There are two kinds of people: those who hear “Lisa Eilbacher” and shrug, and those who immediately picture Eddie Murphy cracking jokes in Beverly Hills Cop or Richard Gere sweating through a Navy training montage in An Officer and a Gentleman. If you’re the second type, you might be wondering why she suddenly stopped showing up. For a stretch in the early ’80s, she was everywhere — the kind of actress who felt like she’d be around forever. And then she wasn’t.
She was born in Saudi Arabia, raised partly in Paris, and ended up in Beverly Hills — where someone inevitably pointed and said, “That one. Put her on TV.” Before long, she was appearing in shows like Wagon Train, My Three Sons, and The Brady Bunch, and even auditioned for Princess Leia. She didn’t get the part — but neither did 99% of Hollywood.

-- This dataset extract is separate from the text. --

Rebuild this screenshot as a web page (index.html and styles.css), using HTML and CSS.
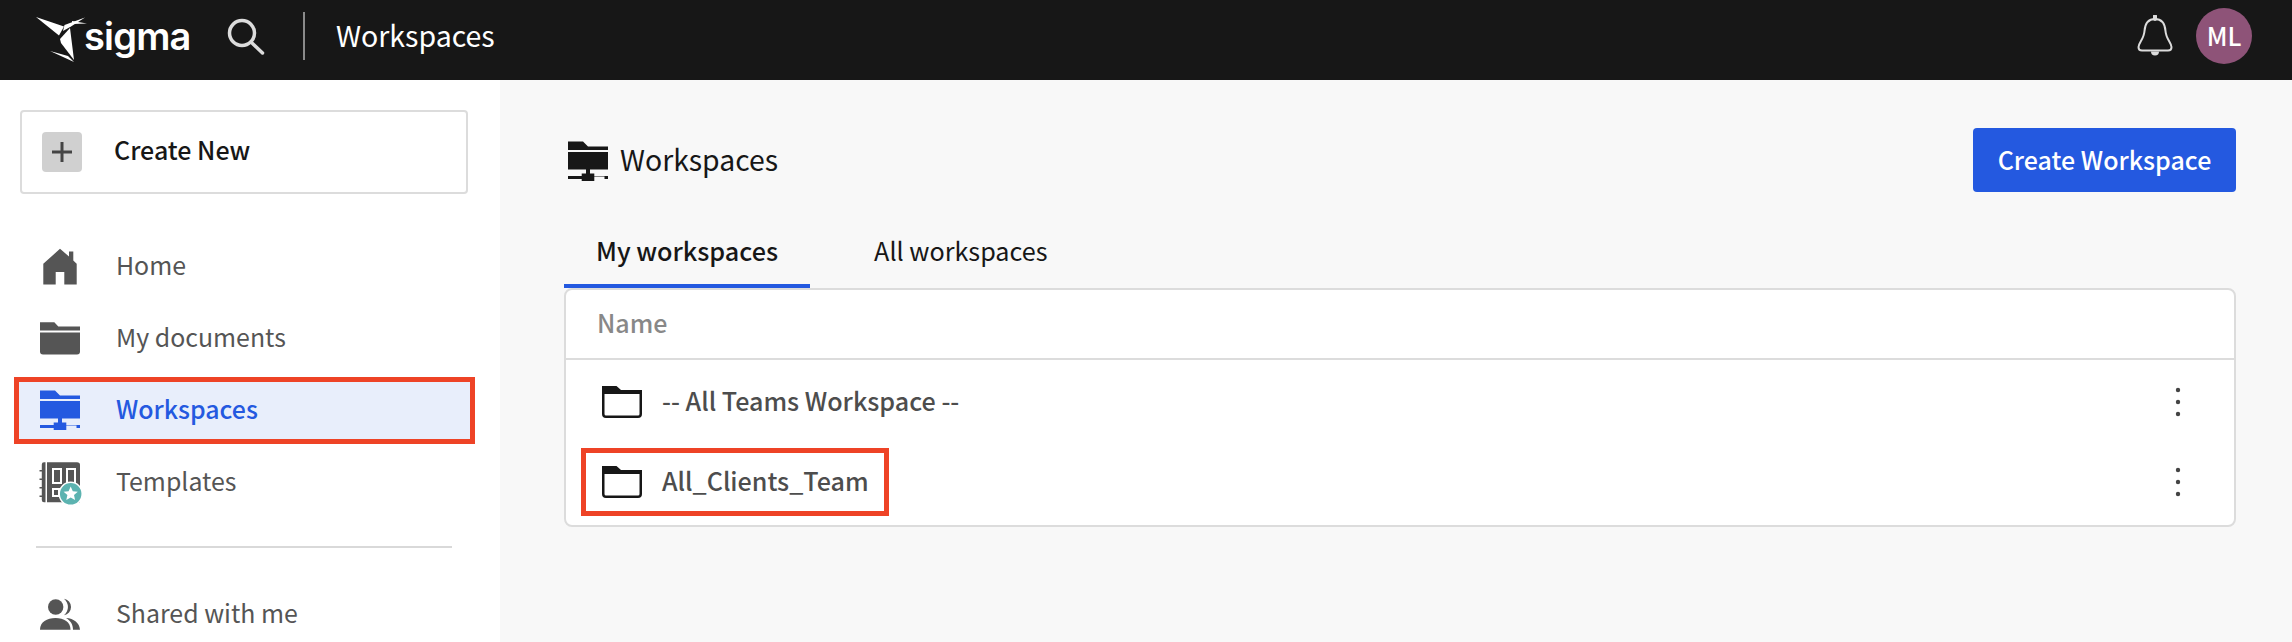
FILE: index.html
```html
<!DOCTYPE html>
<html lang="en">
<head>
<meta charset="utf-8">
<title>Workspaces</title>
<link rel="stylesheet" href="styles.css">
</head>
<body>
<svg class="defs" width="0" height="0" aria-hidden="true">
  <symbol id="ws" viewBox="0 0 44 44">
    <path d="M2 1.500H17L22 6.500H42V10H2Z"/>
    <path d="M2 12H42V29.500H24V33.500H28.300V36H42V39H38.500V36.500H28.300V41H15.700V39H5.500V39H2V36H15.700V33.500H20V29.500H2Z"/>
  </symbol>
  <symbol id="folder-line" viewBox="0 0 40 32">
    <path d="M0 0H14.500L19 4H40V8H0Z"/>
    <path d="M1.250 7V28Q1.250 30.750 4 30.750H36Q38.750 30.750 38.750 28V7" fill="none" stroke="currentColor" stroke-width="2.500"/>
  </symbol>
</svg>

<header class="topbar">
  <div class="logo">
    <svg class="logo-mark" width="54" height="46" viewBox="0 0 54 46">
      <path fill="#fff" d="M1 1L29 10.500L24 19.500Z"/>
      <path fill="#fff" d="M29.500 9L50 1.500L36 10.500L28 15Z"/>
      <path fill="#fff" d="M37 5L52 7.500L37 8Z"/>
      <path fill="#fff" d="M25 23L35 12L39 44L26 27Z"/>
      <path fill="#fff" d="M15 35L33 40L39 46Z"/>
    </svg>
    <span class="logo-word">sigma</span>
  </div>
  <svg class="search" width="38" height="38" viewBox="0 0 38 38" fill="none" stroke="#dcdcdc" stroke-width="3.500" stroke-linecap="round">
    <circle cx="15" cy="15" r="12.500"/>
    <path d="M24.500 24.500L35.500 35"/>
  </svg>
  <span class="top-divider"></span>
  <span class="top-title">Workspaces</span>
  <svg class="bell" width="36" height="42" viewBox="0 0 36 42" fill="none" stroke="#dcdcdc" stroke-width="2">
    <path d="M18 4C11 4 8 9 7.500 16C7 24 1.500 28 1.500 32C1.500 34.500 3 35.500 5 35.500H31C33 35.500 34.500 34.500 34.500 32C34.500 28 29 24 28.500 16C28 9 25 4 18 4Z"/>
    <path d="M18 1V4" stroke-width="4" stroke-linecap="round"/>
    <path d="M14 36.500A4 4 0 0 0 22 36.500Z" fill="#dcdcdc" stroke="none"/>
  </svg>
  <span class="avatar">ML</span>
</header>

<div class="app">
  <aside class="sidebar">
    <button class="create-new" type="button">
      <span class="plus-box">
        <svg width="20" height="20" viewBox="0 0 20 20"><path fill="#444" d="M8.500 0H11.500V8.500H20V11.500H11.500V20H8.500V11.500H0V8.500H8.500Z"/></svg>
      </span>
      <span class="create-label">Create New</span>
    </button>
    <nav class="nav">
      <a class="nav-item">
        <svg class="nav-icon" viewBox="0 0 44 44"><path d="M22 3.800L31 11.500V6.500H35.300V15.500L38.700 18.800V39.500H26.300V27H17.700V39.500H5.300V18.800Z"/></svg>
        <span class="label">Home</span>
      </a>
      <a class="nav-item">
        <svg class="nav-icon" viewBox="0 0 44 44"><path d="M2 5.200H16.300L20.300 9.500H42V13.500H2Z"/><path d="M2 15.500H42V34.500Q42 37.500 39 37.500H5Q2 37.500 2 34.500Z"/></svg>
        <span class="label">My documents</span>
      </a>
      <a class="nav-item active">
        <svg class="nav-icon"><use href="#ws"/></svg>
        <span class="label">Workspaces</span>
      </a>
      <a class="nav-item">
        <svg class="nav-icon" viewBox="0 0 44 44">
          <path d="M6 1.200H7.500V41.200H6Q3.800 41.200 3.800 39V36H1.500V34.500H3.800V27.500H1.500V26H3.800V19H1.500V17.500H3.800V10.500H1.500V9H3.800V3.400Q3.800 1.200 6 1.200Z"/>
          <path d="M9 1.200H39Q42 1.200 42 4V41.200H9Z"/>
          <g fill="none" stroke="#fff" stroke-width="2">
            <rect x="15" y="8" width="8" height="14"/>
            <rect x="29" y="8" width="8" height="14"/>
            <rect x="15" y="28" width="6" height="7"/>
          </g>
          <circle cx="32.700" cy="32.800" r="11.500" fill="#5cb3b0" stroke="#fff" stroke-width="1.500"/>
          <path fill="#fff" d="M32.700 25.500L34.800 30.200L39.800 30.700L36 34L37.100 39L32.700 36.400L28.300 39L29.400 34L25.600 30.700L30.600 30.200Z"/>
        </svg>
        <span class="label">Templates</span>
      </a>
      <hr class="nav-divider">
      <a class="nav-item">
        <svg class="nav-icon" viewBox="0 0 44 44">
          <circle cx="17.700" cy="14" r="7.700"/>
          <path d="M26 5.800A8.300 8.300 0 0 1 26 22.200A10.500 10.500 0 0 0 26 5.800Z"/>
          <path d="M2 36.700C2 29 9 25 17.500 25S32.500 29 32.500 36.700Z"/>
          <path d="M28 25C36 25.500 41.500 30 42 36.700H35C35 31.500 32.500 27.500 28 25Z"/>
        </svg>
        <span class="label">Shared with me</span>
      </a>
    </nav>
  </aside>

  <main class="main">
    <div class="title-row">
      <div class="title">
        <svg class="title-icon"><use href="#ws"/></svg>
        <h1>Workspaces</h1>
      </div>
      <button class="primary" type="button">Create Workspace</button>
    </div>
    <div class="tabs">
      <a class="tab selected">My workspaces</a>
      <a class="tab">All workspaces</a>
    </div>
    <section class="table">
      <div class="table-head">Name</div>
      <div class="table-body">
        <div class="row">
          <div class="cell">
            <svg class="row-icon"><use href="#folder-line"/></svg>
            <span class="cell-label">-- All Teams Workspace --</span>
          </div>
          <svg class="kebab" viewBox="0 0 6 30"><circle cx="3" cy="3" r="2.200"/><circle cx="3" cy="15" r="2.200"/><circle cx="3" cy="27" r="2.200"/></svg>
        </div>
        <div class="row">
          <div class="cell marked">
            <svg class="row-icon"><use href="#folder-line"/></svg>
            <span class="cell-label">All_Clients_Team</span>
          </div>
          <svg class="kebab" viewBox="0 0 6 30"><circle cx="3" cy="3" r="2.200"/><circle cx="3" cy="15" r="2.200"/><circle cx="3" cy="27" r="2.200"/></svg>
        </div>
      </div>
    </section>
  </main>
</div>
</body>
</html>
```

FILE: styles.css
```css
* { box-sizing: border-box; }

html, body {
  margin: 0;
  height: 642px;
  overflow: hidden;
}

body {
  display: flex;
  flex-direction: column;
  font-family: "Noto Sans CJK JP", "Noto Sans", sans-serif;
  color: #171717;
  background: #f8f8f8;
}

.defs { position: absolute; }

.label { padding-bottom: 6px; }
.cell-label { padding-bottom: 4px; }

.topbar {
  flex: none;
  height: 80px;
  display: flex;
  align-items: center;
  padding: 0 40px 0 35px;
  background: #171717;
  color: #fff;
}

.logo { display: flex; align-items: center; width: 155px; }
.logo-mark { flex: none; margin-top: -2px; }
.logo-word {
  margin-left: -5px;
  margin-top: -8px;
  font-family: Inter, sans-serif;
  font-size: 38px;
  font-weight: 600;
  letter-spacing: -0.8px;
  line-height: 1;
}

.search { flex: none; margin: -6px 37px 0 37px; }

.top-divider {
  flex: none;
  width: 2px;
  height: 48px;
  margin-top: -8px;
  margin-left: 1px;
  background: #8a8a8a;
}

.top-title {
  margin-left: 31px;
  margin-top: -9px;
  font-size: 28.500px;
  font-weight: 400;
  line-height: 1;
}

.bell { flex: none; margin-left: auto; margin-top: -8px; }

.avatar {
  flex: none;
  width: 56px;
  height: 56px;
  margin: -8px 0 0 23px;
  padding-bottom: 3px;
  display: flex;
  align-items: center;
  justify-content: center;
  border-radius: 50%;
  background: #8e5378;
  color: #fff;
  font-size: 25px;
  font-weight: 500;
}

.app { flex: 1; display: flex; min-height: 0; }

.sidebar {
  flex: none;
  width: 500px;
  padding: 30px 25px 0 14px;
  background: #fff;
}

.create-new {
  width: 448px;
  height: 84px;
  margin-left: 6px;
  display: flex;
  align-items: center;
  gap: 32px;
  padding: 0 0 0 20px;
  background: #fff;
  border: 2px solid #dcdcdc;
  border-radius: 4px;
  font: inherit;
  font-size: 25px;
  font-weight: 500;
  color: #171717;
}

.create-label { padding-bottom: 6px; }

.plus-box {
  width: 40px;
  height: 40px;
  display: flex;
  align-items: center;
  justify-content: center;
  background: #d0d0d0;
  border-radius: 4px;
}

.nav {
  margin-top: 39px;
  display: flex;
  flex-direction: column;
  gap: 5px;
}

.nav-item {
  height: 67px;
  display: flex;
  align-items: center;
  gap: 34px;
  padding-left: 19px;
  border: 5px solid transparent;
  font-size: 24.900px;
  color: #555;
}

.nav-icon {
  flex: none;
  width: 44px;
  height: 44px;
  fill: #555;
}

.nav-item.active {
  border-color: #ee4326;
  background: #e8eefb;
  color: #2459e0;
  font-weight: 500;
}

.nav-item.active .nav-icon { fill: #2459e0; }

.nav-divider {
  width: 416px;
  height: 2px;
  margin: 25px 0 28px 22px;
  border: 0;
  background: #d9d9d9;
}

.main {
  flex: 1;
  min-width: 0;
  padding: 48px 56px 0 64px;
}

.title-row {
  display: flex;
  align-items: center;
  justify-content: space-between;
}

.title { display: flex; align-items: center; gap: 10px; margin-left: 2px; }

.title-icon { width: 44px; height: 44px; fill: #171717; margin-top: 3px; }

.title h1 {
  margin: 0 0 2px;
  font-size: 28.400px;
  font-weight: 400;
  line-height: 1;
}

.primary {
  width: 263px;
  height: 64px;
  padding: 0 0 3px;
  border: 0;
  border-radius: 4px;
  background: #2459e0;
  color: #fff;
  font: inherit;
  font-size: 25px;
  font-weight: 500;
}

.tabs {
  margin-top: 30px;
  display: flex;
  gap: 32px;
}

.tab {
  height: 66px;
  padding: 0 32px 7px;
  display: flex;
  align-items: center;
  border-bottom: 4px solid transparent;
  font-size: 25.200px;
}

.tab.selected {
  border-bottom-color: #2459e0;
  font-weight: 500;
}

.table {
  height: 239px;
  background: #fff;
  border: 2px solid #dcdcdc;
  border-radius: 8px;
}

.table-head {
  height: 70px;
  display: flex;
  align-items: center;
  padding: 0 0 4px 31px;
  border-bottom: 2px solid #dcdcdc;
  font-size: 25px;
  font-weight: 500;
  color: #888;
}

.table-body { padding-top: 2px; }

.row {
  height: 80px;
  display: flex;
  align-items: center;
  justify-content: space-between;
  padding: 0 53px 0 15px;
}

.cell {
  height: 68px;
  display: inline-flex;
  align-items: center;
  gap: 20px;
  padding: 0 15px 0 16px;
  border: 5px solid transparent;
  font-size: 25.100px;
  font-weight: 500;
  color: #4d4d4d;
}

.cell.marked { border-color: #ee4326; }

.row-icon {
  flex: none;
  width: 40px;
  height: 32px;
  fill: #171717;
  color: #171717;
}

.kebab {
  flex: none;
  width: 6px;
  height: 30px;
  fill: #444;
}
```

Her breakout came in 1982’s An Officer and a Gentleman as Casey Seeger, the only female Navy recruit trying to scale an obstacle wall that might as well have been made of concrete and metaphors. She wasn’t the romantic lead, but she stood out anyway — grounded, serious, and totally believable.

Then came Beverly Hills Cop (1984), where she played Jenny Summers — Axel Foley’s old friend and the reason he ends up in L.A. Jenny wasn’t there for comic relief or romance; she was the anchor. And Eilbacher played her with just enough bite to make you wish she had more scenes.

She kept working — most notably on the late-’80s drama Midnight Caller, where she played Nicky Molloy, a no-nonsense radio producer long before that archetype became a TV cliché. Across 19 episodes, she added a quiet authority to a show about people shouting into the night.
And then, in 1995, she was gone.
Her final credit was a TV movie called 919 Fifth Avenue. After that: no farewell interviews, no tabloid burnout, no comeback arc. She married director Bradford May — probably after working together on The Twilight Zone — and stepped out of the spotlight entirely. No kids. No podcast. No public social media. Just… life.

One blurry photo from a 2017 fan convention made the rounds. She looked good. Quiet. Like someone who knew exactly what Hollywood takes — and decided she didn’t want to keep paying the price.
But then, in 2025, a bit of Instagram sleuthing surfaced a new sighting: Lisa and Bradford attending a private screening of Mendel’s Messiah, a movie-musical he directed. It was held at Silverspot Cinema in Coconut Creek, Florida — her first public appearance in years. Smiling. Present. Choosing when and how to be seen.
Maybe that’s the real story here. Not that Lisa Eilbacher vanished, but that she knew when to walk away — without the need to explain or brand the decision. No big sendoff. No tragic twist. Just someone who got what she needed from Hollywood, and then quietly exited through a side door most people didn’t even know existed.